This week UCT's Centre for Educational Technology (CET) will graduate the first sponsored master's students to complete a degree under its tutelage.
Paul Mungai will be one of the first Andrew W Mellon Foundation-sponsored, CET-supervised student to complete a master's degree at UCT. Mungai was awarded a Mellon Scholarship for the postgraduate course in Information Communication Technology in Education.
In his thesis, Mungai explored the types of knowledge that University of the Western Cape social work students demonstrated while developing their ePortfolios.
ePortfolios, or electronic portfolios, are digitised collections of documents, images, artefacts, and blogs that can be used to showcase development over time.
In this qualitative study, four social work students developed summative, working, reflective and assessment ePortfolios.

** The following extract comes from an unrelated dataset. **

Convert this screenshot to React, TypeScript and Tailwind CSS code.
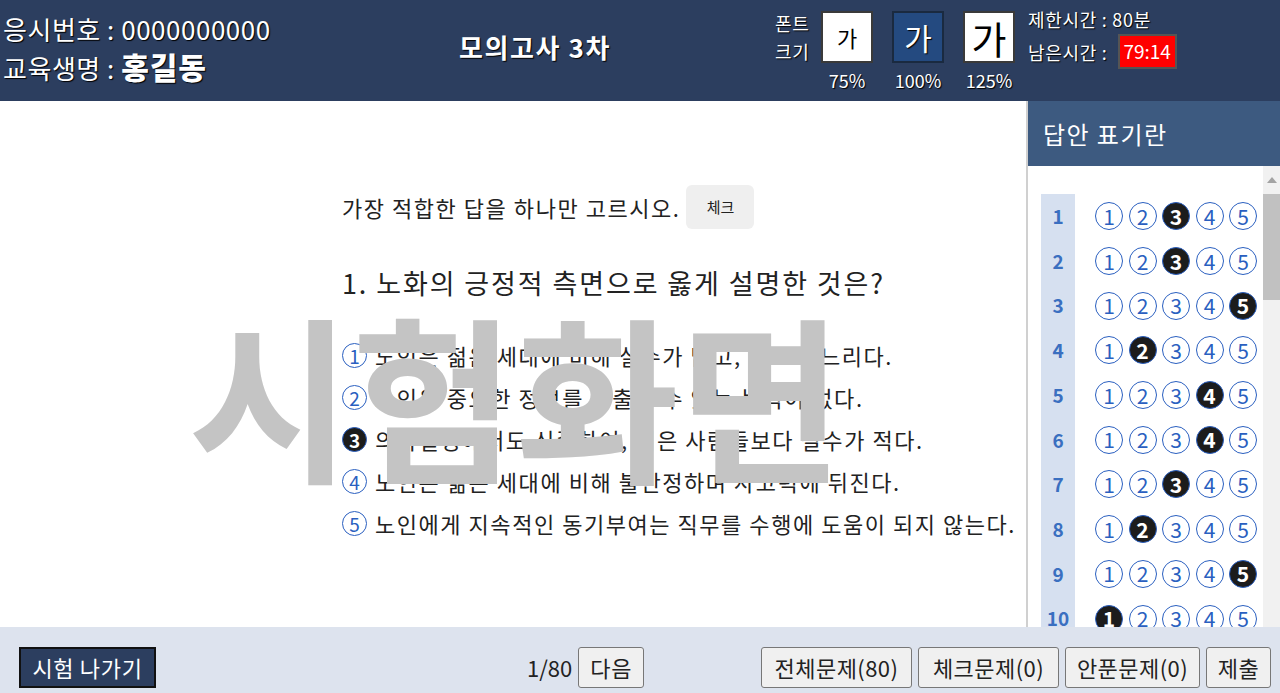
import React from 'react';

const answers = [3, 3, 5, 2, 4, 4, 3, 2, 5, 1];

const options = [
  '노인은 젊은 세대에 비해 실수가 많고, 사고가 느리다.',
  '노인은 중요한 정보를 추출할 수 있는 능력이 없다.',
  '의사결정에서도 신중하여, 젊은 사람들보다 실수가 적다.',
  '노인은 젊은 세대에 비해 불안정하며 사고력에 뒤진다.',
  '노인에게 지속적인 동기부여는 직무를 수행에 도움이 되지 않는다.',
];

const Bubble = ({ n, filled, size }: { n: number; filled: boolean; size: 'sm' | 'lg' }) => {
  const dim = size === 'lg' ? 'w-[28px] h-[28px] text-[21px]' : 'w-[25px] h-[25px] text-[19px]';
  return (
    <div
      className={`${dim} shrink-0 rounded-full border-[1.5px] flex items-center justify-center leading-none tracking-normal ${
        filled ? 'bg-[#1c1c1c] border-[#2a5fc0] text-white font-bold' : 'bg-white border-[#2a5fc0] text-[#2a5fc0]'
      }`}
    >
      {n}
    </div>
  );
};

export default function App() {
  return (
    <div className="w-[1280px] h-[693px] flex flex-col overflow-hidden font-['Noto_Sans_CJK_KR',sans-serif] bg-white">
      {/* 상단 헤더 */}
      <header className="h-[101px] shrink-0 bg-[#2c3e5f] flex items-start text-white [text-shadow:1px_1px_1px_#000]">
        <div className="w-[430px] pl-[3px] pt-[10px]">
          <div className="text-[26px] leading-[37px] tracking-[0.02em]">응시번호 : 0000000000</div>
          <div className="text-[26px] leading-[38px] tracking-[0.02em]">
            교육생명 : <span className="font-black text-[30px] tracking-[0.03em]">홍길동</span>
          </div>
        </div>
        <div className="w-[210px] text-center pt-[28px] text-[26px] font-bold leading-[38px] tracking-[0.06em] whitespace-nowrap">모의고사 3차</div>
        <div className="ml-[135px] flex items-start">
          <div className="pt-[9px] text-[18px] leading-[28px] w-[46px] tracking-[0.04em]">
            <div>폰트</div>
            <div>크기</div>
          </div>
          <div className="flex gap-[19px] pt-[11px]">
            <div className="flex flex-col items-center w-[52px]">
              <div className="w-[52px] h-[52px] bg-white border-2 border-[#3a3a3a] flex items-center justify-center text-[22px] text-black [text-shadow:none]">가</div>
              <div className="text-[18px] leading-[34px]">75%</div>
            </div>
            <div className="flex flex-col items-center w-[52px]">
              <div className="w-[52px] h-[52px] bg-[#244a80] border-2 border-[#1a2a40] flex items-center justify-center text-[30px] text-white">가</div>
              <div className="text-[18px] leading-[34px]">100%</div>
            </div>
            <div className="flex flex-col items-center w-[52px]">
              <div className="w-[52px] h-[52px] bg-white border-2 border-[#3a3a3a] flex items-center justify-center text-[38px] text-black [text-shadow:none]">가</div>
              <div className="text-[18px] leading-[34px]">125%</div>
            </div>
          </div>
          <div className="ml-[13px] pt-[5px] text-[18px] tracking-[0.04em] whitespace-nowrap">
            <div className="leading-[28px]">제한시간 : 80분</div>
            <div className="flex items-center mt-[1px]">
              <span className="leading-[34px]">남은시간 :</span>
              <span className="ml-[10px] w-[59px] h-[35px] bg-[#ff0000] border-2 border-[#555] flex items-center justify-center text-[19px] tracking-normal [text-shadow:none]">79:14</span>
            </div>
          </div>
        </div>
      </header>

      <div className="flex-1 flex min-h-0">
        {/* 문제 영역 */}
        <main className="relative flex-1 pl-[342px] pt-[84px] overflow-hidden">
          <div className="flex items-center gap-[6px]">
            <span className="text-[22px] text-[#222] tracking-[0.07em]">가장 적합한 답을 하나만 고르시오.</span>
            <span className="w-[68px] h-[44px] rounded-md bg-[#efefef] flex items-center justify-center text-[15px] text-[#222]">체크</span>
          </div>
          <h2 className="mt-[35px] text-[27px] text-[#222] leading-[38px] tracking-[0.07em] whitespace-nowrap">1. 노화의 긍정적 측면으로 옳게 설명한 것은?</h2>
          <ol className="mt-[32px] flex flex-col">
            {options.map((o, i) => (
              <li key={i} className="flex items-center gap-[8px] h-[42px] text-[22px] text-[#222] tracking-[0.07em] whitespace-nowrap">
                <Bubble n={i + 1} filled={i === 2} size="sm" />
                <span>{o}</span>
              </li>
            ))}
          </ol>
          <div className="absolute left-[188px] top-[203px] text-[178px] font-bold leading-none text-[#c4c4c4] whitespace-nowrap">
            시험화면
          </div>
        </main>

        {/* 답안 표기란 */}
        <aside className="w-[254px] shrink-0 border-l-2 border-[#d0d0d0] flex flex-col">
          <div className="h-[65px] bg-[#3d5a80] text-white text-[24px] tracking-[0.06em] flex items-center pl-[15px] shrink-0">답안 표기란</div>
          <div className="flex-1 flex min-h-0">
            <div className="flex-1 pt-[28px] pl-[13px] overflow-hidden">
              <div className="flex flex-col">
                {answers.map((a, i) => (
                  <div key={i} className="flex items-center h-[44.7px] shrink-0">
                    <div className="w-[34px] h-full bg-[#d6e0f0] flex items-center justify-center text-[19px] font-bold text-[#3a6fc0]">
                      {i + 1}
                    </div>
                    <div className="ml-[20px] flex gap-[5.5px]">
                      {[1, 2, 3, 4, 5].map((n) => (
                        <Bubble key={n} n={n} filled={n === a} size="lg" />
                      ))}
                    </div>
                  </div>
                ))}
              </div>
            </div>
            <div className="w-[17px] shrink-0 bg-[#f1f1f1] flex flex-col">
              <div className="h-[28px] flex items-center justify-center">
                <svg width="10" height="6" viewBox="0 0 10 6">
                  <path d="M0 6 L5 0 L10 6 Z" fill="#a3a3a3" />
                </svg>
              </div>
              <div className="h-[106px] bg-[#c1c1c1]" />
            </div>
          </div>
        </aside>
      </div>

      {/* 하단 */}
      <footer className="h-[66px] shrink-0 bg-[#dde3ee] flex items-start pt-[20px] pl-[19px] pr-[9px] text-[22px]">
        <button className="h-[41px] w-[137px] bg-[#2c3e5f] border-2 border-[#111] text-white tracking-[0.03em]">시험 나가기</button>
        <div className="ml-[371px] flex items-center h-[41px] text-[#222]">
          <span>1/80</span>
          <button className="ml-[6px] h-[41px] w-[66px] bg-[#f0f0f0] border border-[#777] rounded-[3px] tracking-[0.04em]">다음</button>
        </div>
        <div className="ml-auto flex gap-[6px] text-[#222] tracking-[0.02em]">
          <button className="h-[41px] w-[151px] bg-[#f0f0f0] border border-[#777] rounded-[3px]">전체문제(80)</button>
          <button className="h-[41px] w-[141px] bg-[#f0f0f0] border border-[#777] rounded-[3px]">체크문제(0)</button>
          <button className="h-[41px] w-[135px] bg-[#f0f0f0] border border-[#777] rounded-[3px]">안푼문제(0)</button>
          <button className="h-[41px] w-[65px] bg-[#f0f0f0] border border-[#777] rounded-[3px]">제출</button>
        </div>
      </footer>
    </div>
  );
}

Mungai found that subjective and descriptive knowledge were most pronounced in the ePortfolios of all four, although other types of knowledge also enjoyed varying degrees of prominence.
The Kenyan software developer, currently working at the University of the Witwatersrand, expressed gratitude to the Mellon Foundation for funding his studies at what he calls "the best institution on the African continent".
"This course has imparted useful knowledge in my area of work and I hope to impart the same to my work," he says.
Mungai's supervisor, Associate Professor Dick Ng'ambi, explains that students supervised by the CET enjoyed a useful head start.
"One of the advantages for studying a master's in a centre is that students are supervised by staff who are educational technology practitioners, educators and researchers. CET staff continue to research and publish widely, and some are rated by the National Research Foundation."